----- Dataset excerpt
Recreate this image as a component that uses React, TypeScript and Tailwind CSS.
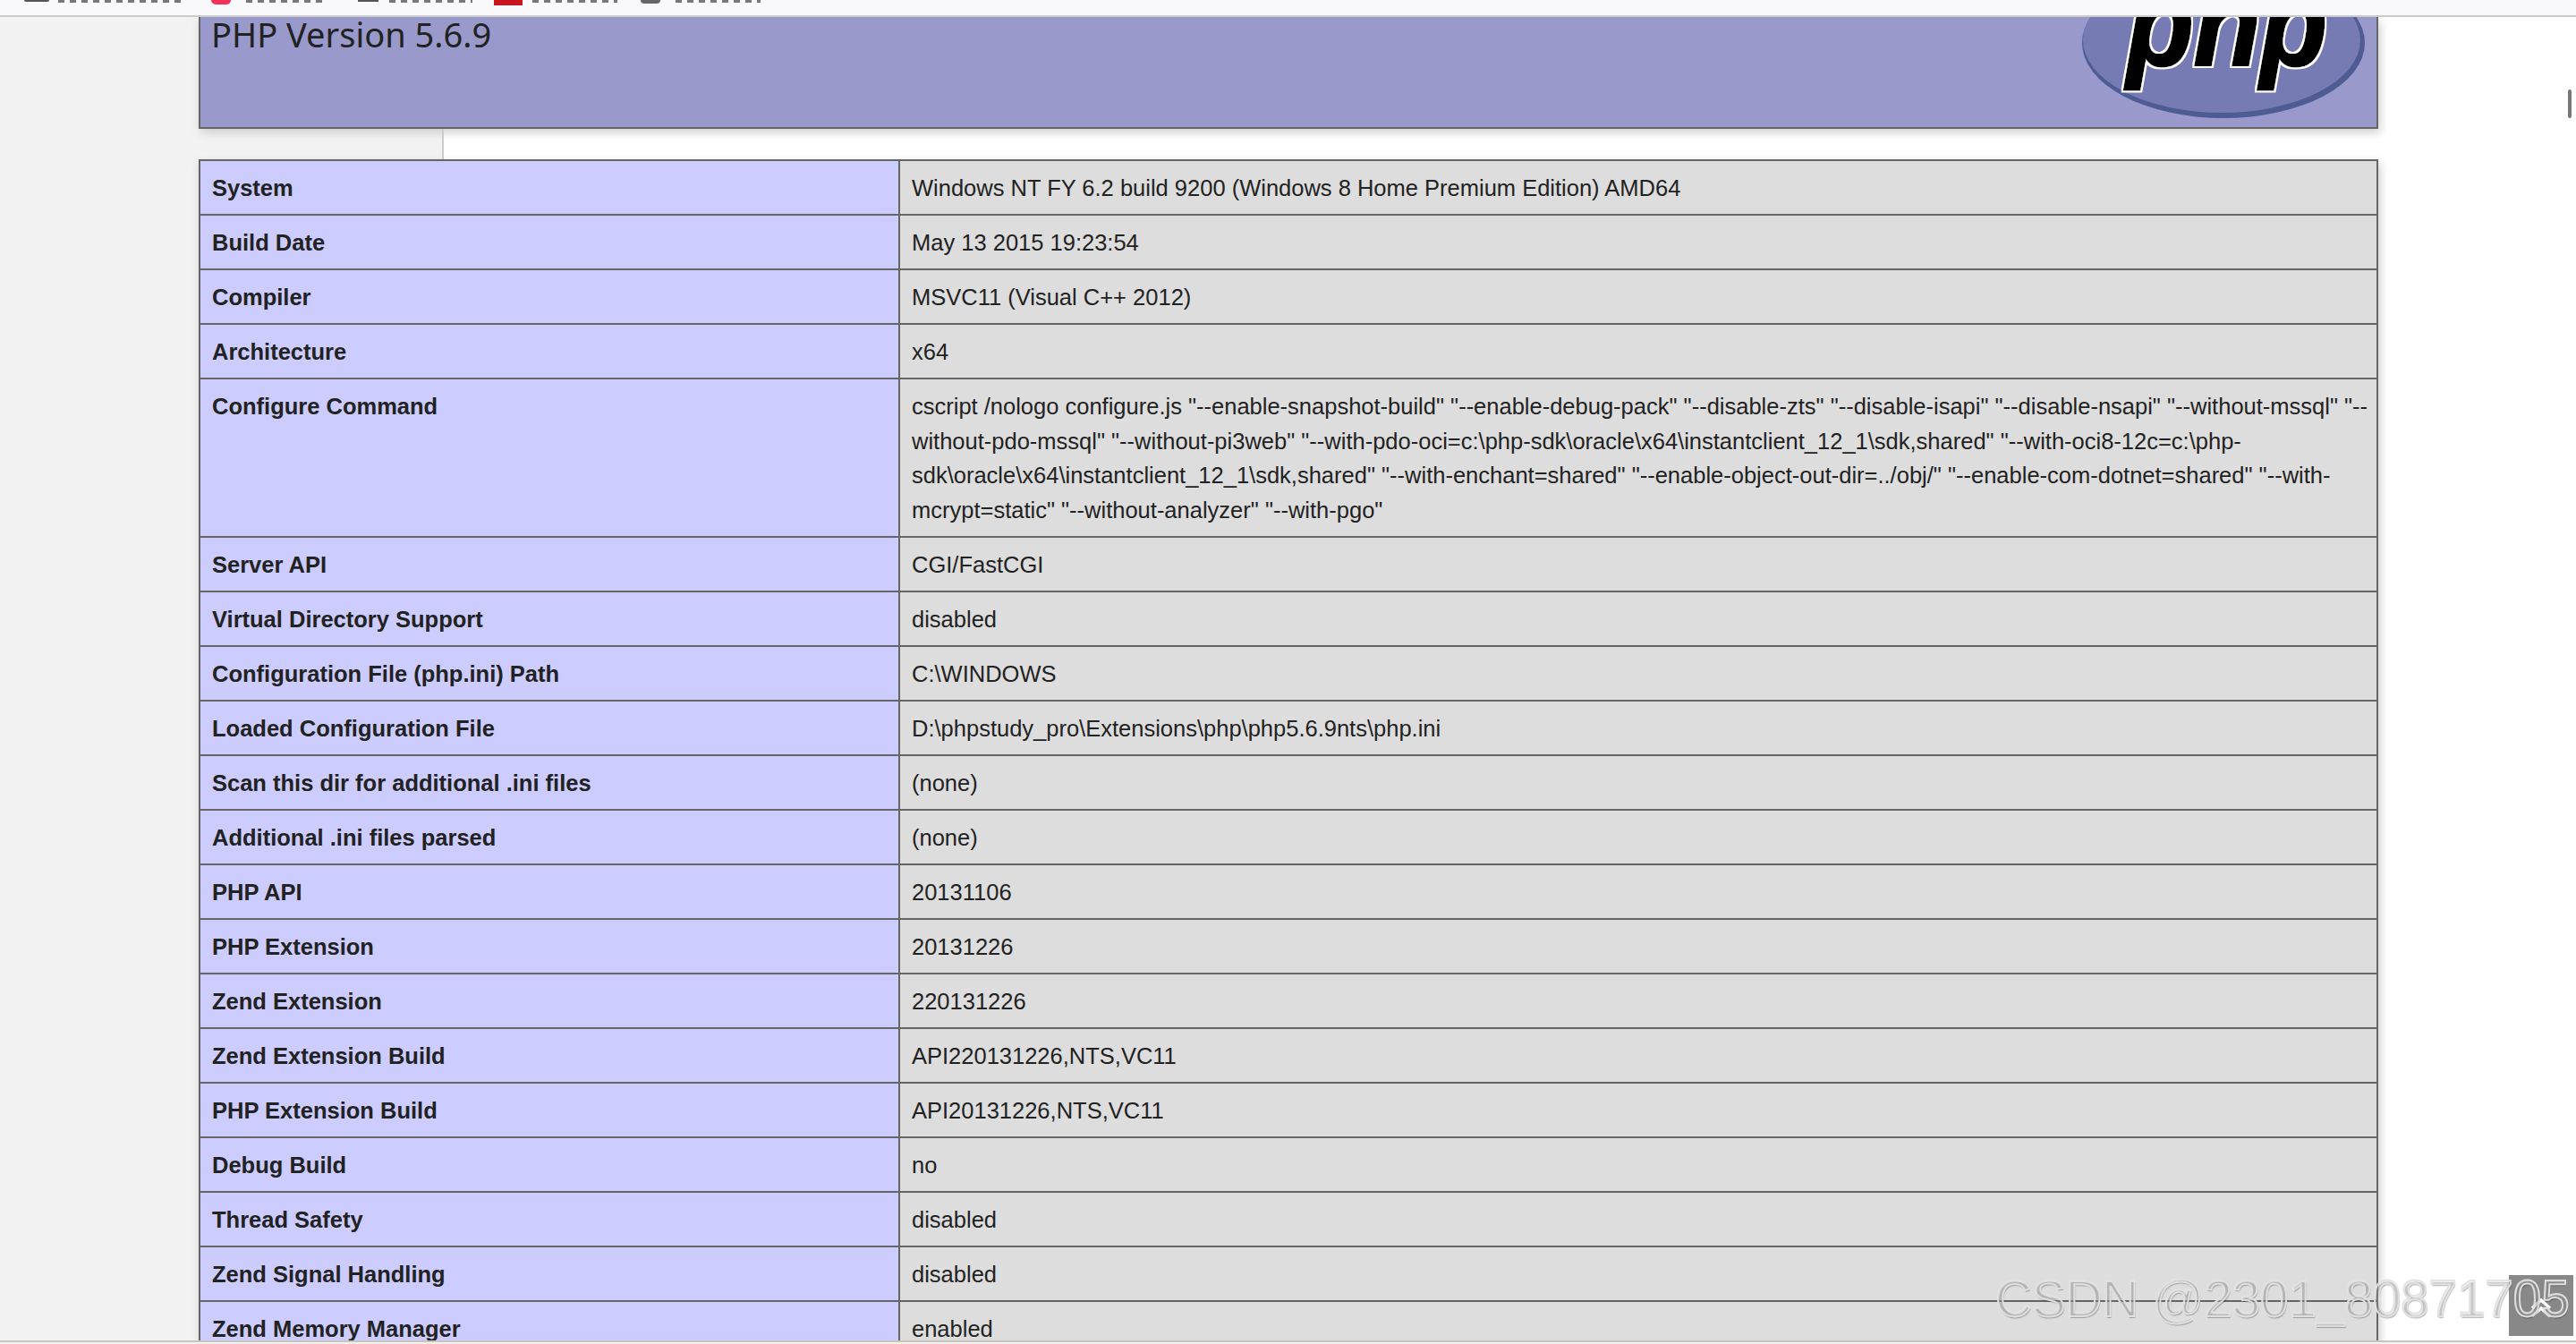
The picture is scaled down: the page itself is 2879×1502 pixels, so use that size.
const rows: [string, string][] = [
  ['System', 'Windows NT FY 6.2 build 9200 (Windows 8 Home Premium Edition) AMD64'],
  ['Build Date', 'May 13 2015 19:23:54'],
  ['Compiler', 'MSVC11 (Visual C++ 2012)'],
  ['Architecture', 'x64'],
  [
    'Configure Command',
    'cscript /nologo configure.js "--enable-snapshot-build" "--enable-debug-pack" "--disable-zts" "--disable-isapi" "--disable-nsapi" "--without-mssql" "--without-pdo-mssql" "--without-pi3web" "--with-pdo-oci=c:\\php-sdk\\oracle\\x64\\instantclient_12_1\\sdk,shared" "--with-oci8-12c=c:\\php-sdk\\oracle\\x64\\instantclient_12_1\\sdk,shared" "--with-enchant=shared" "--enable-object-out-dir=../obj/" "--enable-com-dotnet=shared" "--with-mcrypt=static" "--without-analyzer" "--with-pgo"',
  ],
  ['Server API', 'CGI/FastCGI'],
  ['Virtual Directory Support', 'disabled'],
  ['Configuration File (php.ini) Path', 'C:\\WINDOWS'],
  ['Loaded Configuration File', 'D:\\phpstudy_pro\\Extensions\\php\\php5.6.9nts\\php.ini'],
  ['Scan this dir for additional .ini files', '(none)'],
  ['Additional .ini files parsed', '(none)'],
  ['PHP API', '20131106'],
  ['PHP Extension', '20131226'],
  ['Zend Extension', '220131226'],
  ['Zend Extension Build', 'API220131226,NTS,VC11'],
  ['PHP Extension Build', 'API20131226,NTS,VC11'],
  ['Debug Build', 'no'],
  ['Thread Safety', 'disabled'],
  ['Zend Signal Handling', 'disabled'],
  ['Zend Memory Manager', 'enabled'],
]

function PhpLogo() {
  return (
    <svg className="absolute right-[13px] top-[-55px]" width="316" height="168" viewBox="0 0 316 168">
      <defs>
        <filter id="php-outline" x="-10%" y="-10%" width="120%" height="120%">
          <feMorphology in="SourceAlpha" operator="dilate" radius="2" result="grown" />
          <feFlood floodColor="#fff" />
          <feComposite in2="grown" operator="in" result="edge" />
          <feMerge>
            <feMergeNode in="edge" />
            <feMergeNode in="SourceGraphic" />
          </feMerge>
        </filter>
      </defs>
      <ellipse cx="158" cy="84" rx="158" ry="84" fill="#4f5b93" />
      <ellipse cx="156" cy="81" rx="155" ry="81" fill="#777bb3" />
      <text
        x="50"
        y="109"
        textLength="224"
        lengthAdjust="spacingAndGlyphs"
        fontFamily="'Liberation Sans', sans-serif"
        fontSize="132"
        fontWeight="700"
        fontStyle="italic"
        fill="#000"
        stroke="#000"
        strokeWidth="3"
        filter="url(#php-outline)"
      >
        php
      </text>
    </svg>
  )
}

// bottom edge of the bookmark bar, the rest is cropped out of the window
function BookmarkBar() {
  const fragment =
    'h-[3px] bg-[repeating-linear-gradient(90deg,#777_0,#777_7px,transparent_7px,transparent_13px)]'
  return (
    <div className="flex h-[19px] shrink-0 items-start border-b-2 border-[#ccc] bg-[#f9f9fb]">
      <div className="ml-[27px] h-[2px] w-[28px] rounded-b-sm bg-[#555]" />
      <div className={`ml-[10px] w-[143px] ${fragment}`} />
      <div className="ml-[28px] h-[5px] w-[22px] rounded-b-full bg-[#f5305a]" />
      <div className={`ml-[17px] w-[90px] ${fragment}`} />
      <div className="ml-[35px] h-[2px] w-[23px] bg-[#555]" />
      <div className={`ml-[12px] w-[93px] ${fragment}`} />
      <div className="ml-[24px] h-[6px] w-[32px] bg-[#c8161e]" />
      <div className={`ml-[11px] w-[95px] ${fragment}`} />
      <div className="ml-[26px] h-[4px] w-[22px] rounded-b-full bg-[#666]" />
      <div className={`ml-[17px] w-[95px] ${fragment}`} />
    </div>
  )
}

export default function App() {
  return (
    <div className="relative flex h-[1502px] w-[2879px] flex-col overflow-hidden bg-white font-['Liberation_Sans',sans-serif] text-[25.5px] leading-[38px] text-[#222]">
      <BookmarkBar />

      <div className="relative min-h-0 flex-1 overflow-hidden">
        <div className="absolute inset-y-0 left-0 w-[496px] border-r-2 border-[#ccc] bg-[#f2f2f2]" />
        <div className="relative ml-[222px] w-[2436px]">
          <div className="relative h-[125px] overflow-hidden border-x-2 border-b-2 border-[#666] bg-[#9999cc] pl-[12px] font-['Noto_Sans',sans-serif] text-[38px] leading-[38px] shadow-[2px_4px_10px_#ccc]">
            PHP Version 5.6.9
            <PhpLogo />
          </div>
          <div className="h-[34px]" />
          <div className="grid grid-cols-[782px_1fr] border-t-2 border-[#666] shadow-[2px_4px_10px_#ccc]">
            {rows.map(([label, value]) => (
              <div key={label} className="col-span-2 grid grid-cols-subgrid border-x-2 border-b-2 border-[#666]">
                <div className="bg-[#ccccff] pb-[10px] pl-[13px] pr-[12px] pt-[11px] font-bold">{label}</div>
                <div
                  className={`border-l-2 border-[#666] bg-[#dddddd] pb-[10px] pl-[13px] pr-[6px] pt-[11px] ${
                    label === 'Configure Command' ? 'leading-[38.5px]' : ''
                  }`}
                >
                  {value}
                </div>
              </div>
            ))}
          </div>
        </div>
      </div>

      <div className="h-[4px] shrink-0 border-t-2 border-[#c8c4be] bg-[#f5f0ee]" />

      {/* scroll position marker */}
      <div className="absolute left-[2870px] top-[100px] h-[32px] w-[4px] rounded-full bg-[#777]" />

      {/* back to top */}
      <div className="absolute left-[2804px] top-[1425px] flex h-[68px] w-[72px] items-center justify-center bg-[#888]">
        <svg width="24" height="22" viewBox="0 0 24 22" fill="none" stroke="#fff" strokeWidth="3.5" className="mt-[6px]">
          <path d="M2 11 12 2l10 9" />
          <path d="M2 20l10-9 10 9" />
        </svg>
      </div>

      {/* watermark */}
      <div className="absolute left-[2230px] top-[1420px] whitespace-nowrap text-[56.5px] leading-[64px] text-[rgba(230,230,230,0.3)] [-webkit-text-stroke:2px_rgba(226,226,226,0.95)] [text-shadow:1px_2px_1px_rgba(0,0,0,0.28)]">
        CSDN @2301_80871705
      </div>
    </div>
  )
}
----------
#### [Your task]
Write out the full set of lines verbatim, without the pictures.

#### [Problem solution]
Recreate this image as a component that uses React, TypeScript and Tailwind CSS.
The picture is scaled down: the page itself is 2879×1502 pixels, so use that size.
const rows: [string, string][] = [
  ['System', 'Windows NT FY 6.2 build 9200 (Windows 8 Home Premium Edition) AMD64'],
  ['Build Date', 'May 13 2015 19:23:54'],
  ['Compiler', 'MSVC11 (Visual C++ 2012)'],
  ['Architecture', 'x64'],
  [
    'Configure Command',
    'cscript /nologo configure.js "--enable-snapshot-build" "--enable-debug-pack" "--disable-zts" "--disable-isapi" "--disable-nsapi" "--without-mssql" "--without-pdo-mssql" "--without-pi3web" "--with-pdo-oci=c:\\php-sdk\\oracle\\x64\\instantclient_12_1\\sdk,shared" "--with-oci8-12c=c:\\php-sdk\\oracle\\x64\\instantclient_12_1\\sdk,shared" "--with-enchant=shared" "--enable-object-out-dir=../obj/" "--enable-com-dotnet=shared" "--with-mcrypt=static" "--without-analyzer" "--with-pgo"',
  ],
  ['Server API', 'CGI/FastCGI'],
  ['Virtual Directory Support', 'disabled'],
  ['Configuration File (php.ini) Path', 'C:\\WINDOWS'],
  ['Loaded Configuration File', 'D:\\phpstudy_pro\\Extensions\\php\\php5.6.9nts\\php.ini'],
  ['Scan this dir for additional .ini files', '(none)'],
  ['Additional .ini files parsed', '(none)'],
  ['PHP API', '20131106'],
  ['PHP Extension', '20131226'],
  ['Zend Extension', '220131226'],
  ['Zend Extension Build', 'API220131226,NTS,VC11'],
  ['PHP Extension Build', 'API20131226,NTS,VC11'],
  ['Debug Build', 'no'],
  ['Thread Safety', 'disabled'],
  ['Zend Signal Handling', 'disabled'],
  ['Zend Memory Manager', 'enabled'],
]

function PhpLogo() {
  return (
    <svg className="absolute right-[13px] top-[-55px]" width="316" height="168" viewBox="0 0 316 168">
      <defs>
        <filter id="php-outline" x="-10%" y="-10%" width="120%" height="120%">
          <feMorphology in="SourceAlpha" operator="dilate" radius="2" result="grown" />
          <feFlood floodColor="#fff" />
          <feComposite in2="grown" operator="in" result="edge" />
          <feMerge>
            <feMergeNode in="edge" />
            <feMergeNode in="SourceGraphic" />
          </feMerge>
        </filter>
      </defs>
      <ellipse cx="158" cy="84" rx="158" ry="84" fill="#4f5b93" />
      <ellipse cx="156" cy="81" rx="155" ry="81" fill="#777bb3" />
      <text
        x="50"
        y="109"
        textLength="224"
        lengthAdjust="spacingAndGlyphs"
        fontFamily="'Liberation Sans', sans-serif"
        fontSize="132"
        fontWeight="700"
        fontStyle="italic"
        fill="#000"
        stroke="#000"
        strokeWidth="3"
        filter="url(#php-outline)"
      >
        php
      </text>
    </svg>
  )
}

// bottom edge of the bookmark bar, the rest is cropped out of the window
function BookmarkBar() {
  const fragment =
    'h-[3px] bg-[repeating-linear-gradient(90deg,#777_0,#777_7px,transparent_7px,transparent_13px)]'
  return (
    <div className="flex h-[19px] shrink-0 items-start border-b-2 border-[#ccc] bg-[#f9f9fb]">
      <div className="ml-[27px] h-[2px] w-[28px] rounded-b-sm bg-[#555]" />
      <div className={`ml-[10px] w-[143px] ${fragment}`} />
      <div className="ml-[28px] h-[5px] w-[22px] rounded-b-full bg-[#f5305a]" />
      <div className={`ml-[17px] w-[90px] ${fragment}`} />
      <div className="ml-[35px] h-[2px] w-[23px] bg-[#555]" />
      <div className={`ml-[12px] w-[93px] ${fragment}`} />
      <div className="ml-[24px] h-[6px] w-[32px] bg-[#c8161e]" />
      <div className={`ml-[11px] w-[95px] ${fragment}`} />
      <div className="ml-[26px] h-[4px] w-[22px] rounded-b-full bg-[#666]" />
      <div className={`ml-[17px] w-[95px] ${fragment}`} />
    </div>
  )
}

export default function App() {
  return (
    <div className="relative flex h-[1502px] w-[2879px] flex-col overflow-hidden bg-white font-['Liberation_Sans',sans-serif] text-[25.5px] leading-[38px] text-[#222]">
      <BookmarkBar />

      <div className="relative min-h-0 flex-1 overflow-hidden">
        <div className="absolute inset-y-0 left-0 w-[496px] border-r-2 border-[#ccc] bg-[#f2f2f2]" />
        <div className="relative ml-[222px] w-[2436px]">
          <div className="relative h-[125px] overflow-hidden border-x-2 border-b-2 border-[#666] bg-[#9999cc] pl-[12px] font-['Noto_Sans',sans-serif] text-[38px] leading-[38px] shadow-[2px_4px_10px_#ccc]">
            PHP Version 5.6.9
            <PhpLogo />
          </div>
          <div className="h-[34px]" />
          <div className="grid grid-cols-[782px_1fr] border-t-2 border-[#666] shadow-[2px_4px_10px_#ccc]">
            {rows.map(([label, value]) => (
              <div key={label} className="col-span-2 grid grid-cols-subgrid border-x-2 border-b-2 border-[#666]">
                <div className="bg-[#ccccff] pb-[10px] pl-[13px] pr-[12px] pt-[11px] font-bold">{label}</div>
                <div
                  className={`border-l-2 border-[#666] bg-[#dddddd] pb-[10px] pl-[13px] pr-[6px] pt-[11px] ${
                    label === 'Configure Command' ? 'leading-[38.5px]' : ''
                  }`}
                >
                  {value}
                </div>
              </div>
            ))}
          </div>
        </div>
      </div>

      <div className="h-[4px] shrink-0 border-t-2 border-[#c8c4be] bg-[#f5f0ee]" />

      {/* scroll position marker */}
      <div className="absolute left-[2870px] top-[100px] h-[32px] w-[4px] rounded-full bg-[#777]" />

      {/* back to top */}
      <div className="absolute left-[2804px] top-[1425px] flex h-[68px] w-[72px] items-center justify-center bg-[#888]">
        <svg width="24" height="22" viewBox="0 0 24 22" fill="none" stroke="#fff" strokeWidth="3.5" className="mt-[6px]">
          <path d="M2 11 12 2l10 9" />
          <path d="M2 20l10-9 10 9" />
        </svg>
      </div>

      {/* watermark */}
      <div className="absolute left-[2230px] top-[1420px] whitespace-nowrap text-[56.5px] leading-[64px] text-[rgba(230,230,230,0.3)] [-webkit-text-stroke:2px_rgba(226,226,226,0.95)] [text-shadow:1px_2px_1px_rgba(0,0,0,0.28)]">
        CSDN @2301_80871705
      </div>
    </div>
  )
}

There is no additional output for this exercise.